Note: Buffered inserts cause the following steps to occur:
  1. The database manager opens one 4 KB buffer for each database partition on which the table resides.
  2. The INSERT statement with the VALUES clause issued by the application causes the row (or rows) to be placed into the appropriate buffer (or buffers).
  3. The database manager returns control to the application.
  4. The rows in the buffer are sent to the partition when the buffer becomes full, or an event occurs that causes the rows in a partially filled buffer to be sent. A partially filled buffer is flushed when one of the following occurs:
    • The application issues a COMMIT (either explicitly, or implicitly through application termination) or ROLLBACK.
    • The application issues another statement that causes a savepoint to be taken. OPEN, FETCH, and CLOSE cursor statements do not cause a savepoint to be taken, nor do they close an open buffered insert.
      The following SQL statements will close an open buffered insert:
      • BEGIN COMPOUND SQL
      • COMMIT
      • DDL
      • DELETE
      • END COMPOUND SQL
      • EXECUTE IMMEDIATE
      • GRANT
      • INSERT to a different table
      • OPEN CURSOR for a full-select of a data change statement
      • PREPARE of the same dynamic statement (by name) doing buffered inserts
      • REDISTRIBUTE DATABASE PARTITION GROUP
      • RELEASE SAVEPOINT
      • REORG
      • REVOKE
      • ROLLBACK
      • ROLLBACK TO SAVEPOINT
      • RUNSTATS
      • SAVEPOINT
      • SELECT INTO
      • UPDATE
      • Execution of any other statement, but not another (looping) execution of the buffered INSERT
      • End of application
      The following APIs will close an open buffered insert:
      • BIND (API)
      • REBIND (API)
      • RUNSTATS (API)
      • REORG (API)
      • REDISTRIBUTE (API)

    In any of these situations where another statement closes the buffered insert, the coordinator partition waits until every database partition receives the buffers and the rows are inserted. It then executes the other statement (the one closing the buffered insert), provided all the rows were successfully inserted.

The standard interface in a partitioned database environment, (without a buffered insert) loads one row at a time doing the following steps (assuming that the application is running locally on one of the database partitions):
  1. The coordinator partition passes the row to the database manager that is on the same partition.
  2. The database manager uses indirect hashing to determine the database partition where the row should be placed:
    • The target partition receives the row.
    • The target partition inserts the row locally.
    • The target partition sends a response to the coordinator partition.
  3. The coordinator partition receives the response from the target partition.
  4. The coordinator partition gives the response to the application.

    The insertion is not committed until the application issues a COMMIT.

  5. Any INSERT statement containing the VALUES clause is a candidate for buffered insert, regardless of the number of rows or the type of elements in the rows.

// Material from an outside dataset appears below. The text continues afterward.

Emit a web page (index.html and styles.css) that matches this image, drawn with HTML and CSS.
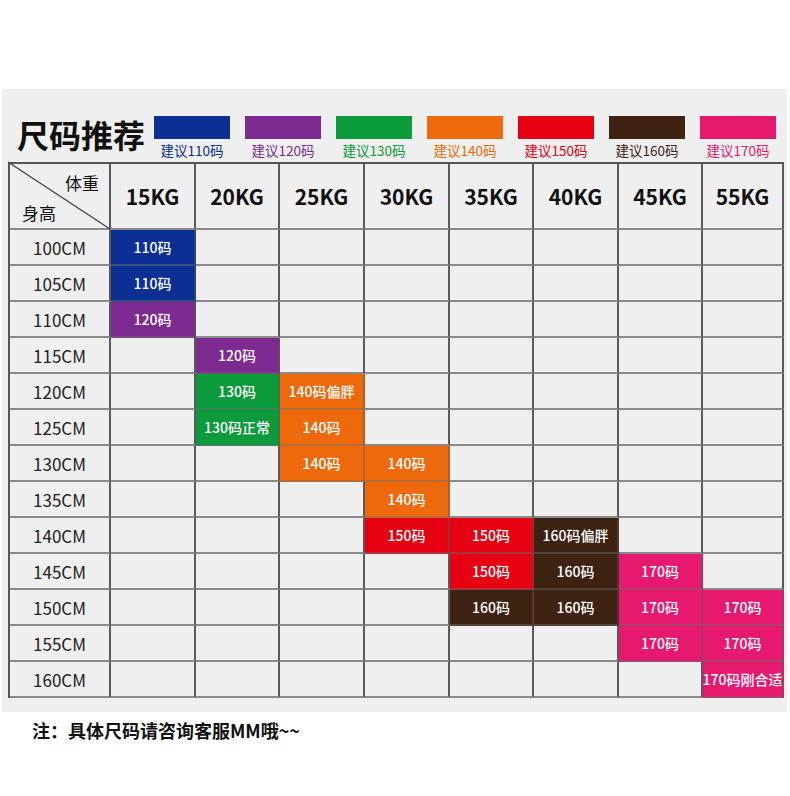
FILE: index.html
```html
<!DOCTYPE html>
<html lang="zh-CN">
<head>
<meta charset="utf-8">
<title>尺码推荐</title>
<link rel="stylesheet" href="styles.css">
</head>
<body>
<div class="panel">
  <div class="head">
    <div class="title">尺码推荐</div>
    <div class="legend">
      <div class="item c-blue-t"><span class="sw blue"></span><span class="lab">建议110码</span></div>
      <div class="item c-purple-t"><span class="sw purple"></span><span class="lab">建议120码</span></div>
      <div class="item c-green-t"><span class="sw green"></span><span class="lab">建议130码</span></div>
      <div class="item c-orange-t"><span class="sw orange"></span><span class="lab">建议140码</span></div>
      <div class="item c-red-t"><span class="sw red"></span><span class="lab">建议150码</span></div>
      <div class="item c-brown-t"><span class="sw brown"></span><span class="lab">建议160码</span></div>
      <div class="item c-pink-t"><span class="sw pink"></span><span class="lab">建议170码</span></div>
    </div>
  </div>
  <div class="grid">
    <div class="cell corner">
      <svg class="diag" viewBox="0 0 100 100" preserveAspectRatio="none"><line x1="0" y1="0" x2="100" y2="100" vector-effect="non-scaling-stroke"/></svg>
      <span class="wt">体重</span>
      <span class="ht">身高</span>
    </div>
    <div class="cell kg">15KG</div>
    <div class="cell kg">20KG</div>
    <div class="cell kg">25KG</div>
    <div class="cell kg">30KG</div>
    <div class="cell kg">35KG</div>
    <div class="cell kg">40KG</div>
    <div class="cell kg">45KG</div>
    <div class="cell kg">55KG</div>

    <div class="cell rh">100CM</div>
    <div class="cell f blue">110码</div><div class="cell"></div><div class="cell"></div><div class="cell"></div><div class="cell"></div><div class="cell"></div><div class="cell"></div><div class="cell"></div>

    <div class="cell rh">105CM</div>
    <div class="cell f blue">110码</div><div class="cell"></div><div class="cell"></div><div class="cell"></div><div class="cell"></div><div class="cell"></div><div class="cell"></div><div class="cell"></div>

    <div class="cell rh">110CM</div>
    <div class="cell f purple">120码</div><div class="cell"></div><div class="cell"></div><div class="cell"></div><div class="cell"></div><div class="cell"></div><div class="cell"></div><div class="cell"></div>

    <div class="cell rh">115CM</div>
    <div class="cell"></div><div class="cell f purple">120码</div><div class="cell"></div><div class="cell"></div><div class="cell"></div><div class="cell"></div><div class="cell"></div><div class="cell"></div>

    <div class="cell rh">120CM</div>
    <div class="cell"></div><div class="cell f green">130码</div><div class="cell f orange">140码偏胖</div><div class="cell"></div><div class="cell"></div><div class="cell"></div><div class="cell"></div><div class="cell"></div>

    <div class="cell rh">125CM</div>
    <div class="cell"></div><div class="cell f green">130码正常</div><div class="cell f orange">140码</div><div class="cell"></div><div class="cell"></div><div class="cell"></div><div class="cell"></div><div class="cell"></div>

    <div class="cell rh">130CM</div>
    <div class="cell"></div><div class="cell"></div><div class="cell f orange">140码</div><div class="cell f orange">140码</div><div class="cell"></div><div class="cell"></div><div class="cell"></div><div class="cell"></div>

    <div class="cell rh">135CM</div>
    <div class="cell"></div><div class="cell"></div><div class="cell"></div><div class="cell f orange">140码</div><div class="cell"></div><div class="cell"></div><div class="cell"></div><div class="cell"></div>

    <div class="cell rh">140CM</div>
    <div class="cell"></div><div class="cell"></div><div class="cell"></div><div class="cell f red">150码</div><div class="cell f red">150码</div><div class="cell f brown">160码偏胖</div><div class="cell"></div><div class="cell"></div>

    <div class="cell rh">145CM</div>
    <div class="cell"></div><div class="cell"></div><div class="cell"></div><div class="cell"></div><div class="cell f red">150码</div><div class="cell f brown">160码</div><div class="cell f pink">170码</div><div class="cell"></div>

    <div class="cell rh">150CM</div>
    <div class="cell"></div><div class="cell"></div><div class="cell"></div><div class="cell"></div><div class="cell f brown">160码</div><div class="cell f brown">160码</div><div class="cell f pink">170码</div><div class="cell f pink">170码</div>

    <div class="cell rh">155CM</div>
    <div class="cell"></div><div class="cell"></div><div class="cell"></div><div class="cell"></div><div class="cell"></div><div class="cell"></div><div class="cell f pink">170码</div><div class="cell f pink">170码</div>

    <div class="cell rh">160CM</div>
    <div class="cell"></div><div class="cell"></div><div class="cell"></div><div class="cell"></div><div class="cell"></div><div class="cell"></div><div class="cell"></div><div class="cell f pink">170码刚合适</div>
  </div>
</div>
<p class="note">注：具体尺码请咨询客服MM哦~~</p>
</body>
</html>
```

FILE: styles.css
```css
html, body {
  margin: 0;
  padding: 0;
  background: #ffffff;
}
body {
  font-family: "Noto Sans CJK SC", "Noto Sans", sans-serif;
  color: #111;
}
.panel {
  margin: 89px 0 0 2px;
  width: 785px;
  height: 623px;
  box-sizing: border-box;
  padding: 27px 0 0 6px;
  background: #efefef;
}
.head {
  display: flex;
  height: 46px;
}
.title {
  margin: 2px 0 0 9px;
  font-size: 32px;
  line-height: 32px;
  font-weight: 700;
  color: #111;
  white-space: nowrap;
}
.legend {
  display: flex;
  gap: 15px;
  margin-left: 9px;
}
.item {
  width: 76px;
  display: flex;
  flex-direction: column;
  align-items: center;
}
.sw {
  display: block;
  width: 76px;
  height: 23px;
}
.lab {
  margin-top: 2px;
  font-size: 13.5px;
  line-height: 18px;
  white-space: nowrap;
}
.blue { background: #0b2f92; }
.purple { background: #7d2b91; }
.green { background: #0b9a3c; }
.orange { background: #ee690b; }
.red { background: #e50012; }
.brown { background: #3e2212; }
.pink { background: #e6196f; }
.c-blue-t { color: #0b2f92; }
.c-purple-t { color: #7d2b91; }
.c-green-t { color: #0b9a3c; }
.c-orange-t { color: #ee690b; }
.c-red-t { color: #e50012; }
.c-brown-t { color: #3e2212; }
.c-pink-t { color: #e6196f; }

.grid {
  display: grid;
  grid-template-columns: 101px 85px 84px 85px 85px 84px 85px 84px 81px;
  grid-template-rows: 66px repeat(13, 36px);
  width: max-content;
  border-left: 2px solid #555;
  border-top: 2px solid #555;
}
.cell {
  box-sizing: border-box;
  border-right: 2px solid #5a5a5a;
  border-bottom: 2px solid #8a8a8a;
  display: flex;
  align-items: center;
  justify-content: center;
  white-space: nowrap;
}
.corner {
  position: relative;
  flex-direction: column;
  align-items: stretch;
  justify-content: space-between;
  padding: 7px 10px 3px 12px;
  font-size: 17px;
  line-height: 24px;
  color: #111;
}
.diag {
  position: absolute;
  top: -2px;
  left: -2px;
  width: calc(100% + 3px);
  height: calc(100% + 3px);
  overflow: visible;
}
.diag line {
  stroke: #444;
  stroke-width: 1.4;
}
.wt { text-align: right; position: relative; }
.ht { text-align: left; position: relative; }
.kg {
  font-size: 21px;
  font-weight: 700;
  color: #111;
}
.rh {
  font-size: 17px;
  color: #222;
}
.f {
  color: #ffffff;
  font-size: 14px;
  font-weight: 500;
  border-right-color: rgba(90, 90, 90, 0.45);
  border-bottom-color: rgba(110, 110, 110, 0.45);
}
.note {
  margin: 6px 0 0 32px;
  font-size: 18px;
  line-height: 24px;
  font-weight: 700;
  color: #111;
}
```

That is, the elements can be constants, special registers, host variables, expressions, functions and so on.
For a given INSERT statement with the VALUES clause, the Db2® SQL compiler might not buffer the insert based on semantic, performance, or implementation considerations. If you prepare or bind your application with the INSERT BUF option, ensure that it is not dependent on a buffered insert. This means:
  • Errors can be reported asynchronously for buffered inserts, or synchronously for regular inserts. If reported asynchronously, an insert error might be reported on a subsequent insert within the buffer, or on the other statement that closes the buffer. The statement that reports the error is not executed. For example, consider using a COMMIT statement to close a buffered insert loop. The commit reports an SQLCODE -803 (SQLSTATE 23505) due to a duplicate key from an earlier insert. In this scenario, the commit is not executed. If you want your application to really commit, for example, some updates that are performed before it enters the buffered insert loop, you must reissue the COMMIT statement.
  • Rows inserted can be immediately visible through a SELECT statement using a cursor without a buffered insert. With a buffered insert, the rows will not be immediately visible. Do not write your application to depend on these cursor-selected rows if you precompile or bind it with the INSERT BUF option.
Buffered inserts result in the following performance advantages:
  • Only one message is sent from the target partition to the coordinator partition for each buffer received by the target partition.
  • A buffer can contain a large number of rows, especially if the rows are small.
  • Parallel processing occurs as insertions are being done across partitions while the coordinator partition is receiving new rows.

An application that is bound with INSERT BUF should be written so that the same INSERT statement with VALUES clause is iterated repeatedly before any statement or API that closes a buffered insert is issued.

Note: You should do periodic commits to prevent the buffered inserts from filling the transaction log.